§ **Data lines**:
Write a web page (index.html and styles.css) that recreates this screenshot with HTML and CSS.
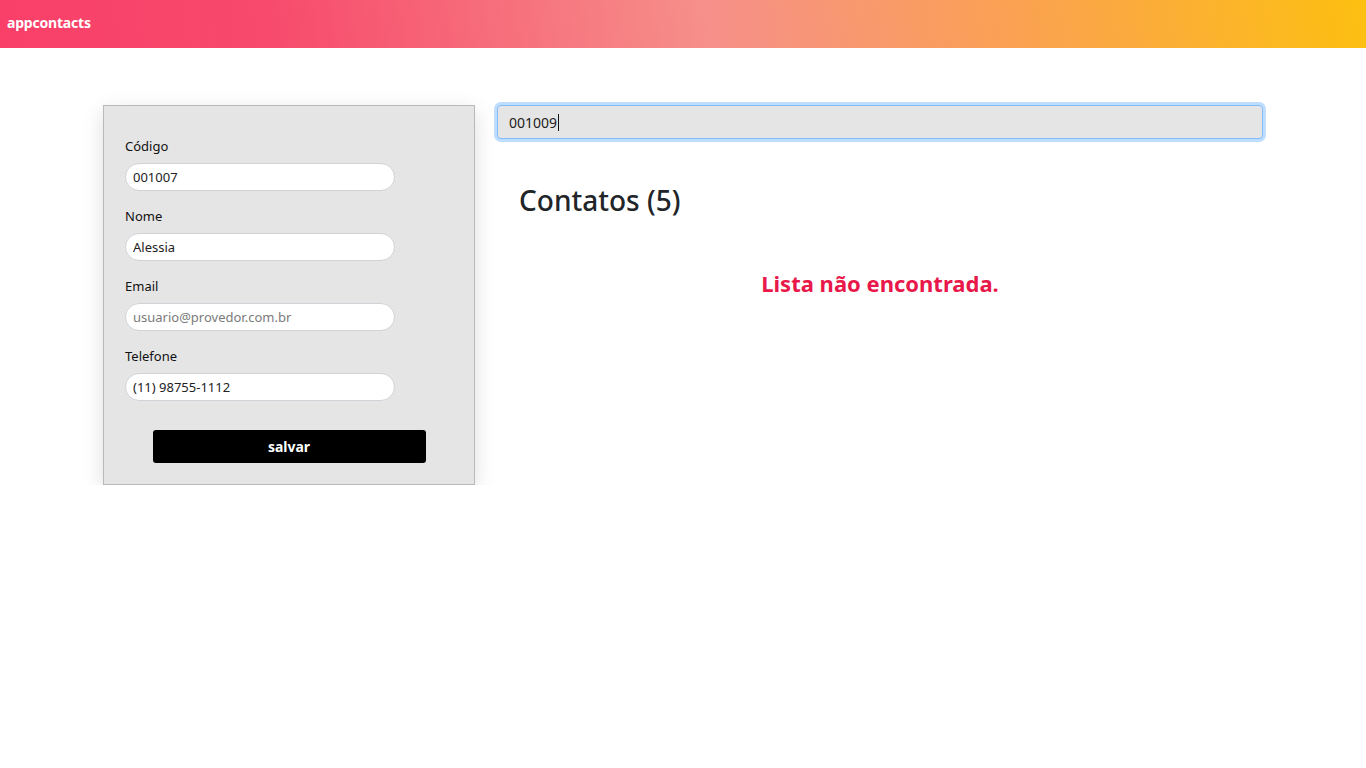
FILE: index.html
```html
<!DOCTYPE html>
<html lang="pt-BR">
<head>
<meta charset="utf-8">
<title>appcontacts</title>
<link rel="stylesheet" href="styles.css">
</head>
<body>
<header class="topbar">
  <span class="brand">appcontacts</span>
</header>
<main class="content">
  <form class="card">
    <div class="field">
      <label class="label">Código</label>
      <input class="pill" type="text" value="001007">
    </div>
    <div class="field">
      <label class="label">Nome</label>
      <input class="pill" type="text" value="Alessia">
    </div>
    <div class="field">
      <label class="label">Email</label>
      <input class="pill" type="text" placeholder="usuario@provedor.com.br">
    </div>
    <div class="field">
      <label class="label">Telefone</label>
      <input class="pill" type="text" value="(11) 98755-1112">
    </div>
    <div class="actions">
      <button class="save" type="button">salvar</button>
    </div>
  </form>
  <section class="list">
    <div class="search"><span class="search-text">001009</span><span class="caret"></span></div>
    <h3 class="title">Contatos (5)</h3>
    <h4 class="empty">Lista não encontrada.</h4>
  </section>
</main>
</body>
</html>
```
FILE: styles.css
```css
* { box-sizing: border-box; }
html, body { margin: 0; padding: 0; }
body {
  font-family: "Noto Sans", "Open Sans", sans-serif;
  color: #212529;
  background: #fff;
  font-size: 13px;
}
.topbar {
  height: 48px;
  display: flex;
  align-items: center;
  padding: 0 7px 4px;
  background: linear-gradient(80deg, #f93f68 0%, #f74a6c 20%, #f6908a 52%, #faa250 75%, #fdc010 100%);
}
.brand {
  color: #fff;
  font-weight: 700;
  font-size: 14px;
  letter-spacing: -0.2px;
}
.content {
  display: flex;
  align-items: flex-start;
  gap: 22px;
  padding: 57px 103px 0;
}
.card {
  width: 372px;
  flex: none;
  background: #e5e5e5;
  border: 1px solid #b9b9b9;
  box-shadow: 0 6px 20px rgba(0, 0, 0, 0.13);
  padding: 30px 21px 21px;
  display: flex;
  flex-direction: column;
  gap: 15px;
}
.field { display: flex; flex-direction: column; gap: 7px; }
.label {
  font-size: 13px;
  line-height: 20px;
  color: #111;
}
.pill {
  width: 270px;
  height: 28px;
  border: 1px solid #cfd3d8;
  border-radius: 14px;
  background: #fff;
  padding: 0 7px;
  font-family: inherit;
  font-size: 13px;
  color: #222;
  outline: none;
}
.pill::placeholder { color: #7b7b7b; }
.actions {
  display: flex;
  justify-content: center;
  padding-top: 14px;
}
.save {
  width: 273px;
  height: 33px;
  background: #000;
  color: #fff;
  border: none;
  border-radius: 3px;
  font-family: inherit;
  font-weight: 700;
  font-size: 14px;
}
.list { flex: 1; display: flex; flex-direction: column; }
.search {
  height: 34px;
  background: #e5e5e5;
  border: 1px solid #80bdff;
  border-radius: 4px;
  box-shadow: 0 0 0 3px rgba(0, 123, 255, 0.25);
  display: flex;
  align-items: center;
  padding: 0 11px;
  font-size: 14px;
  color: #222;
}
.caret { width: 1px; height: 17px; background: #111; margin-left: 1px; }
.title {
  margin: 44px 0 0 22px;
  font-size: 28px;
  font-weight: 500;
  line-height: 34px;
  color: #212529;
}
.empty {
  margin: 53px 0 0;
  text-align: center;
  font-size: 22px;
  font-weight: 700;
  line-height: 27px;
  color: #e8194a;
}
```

§ **Task directions**: Where a line above holds the string "styles", show that line.

§ **Answer for the task**:
Write a web page (index.html and styles.css) that recreates this screenshot with HTML and CSS.
<link rel="stylesheet" href="styles.css">
FILE: styles.css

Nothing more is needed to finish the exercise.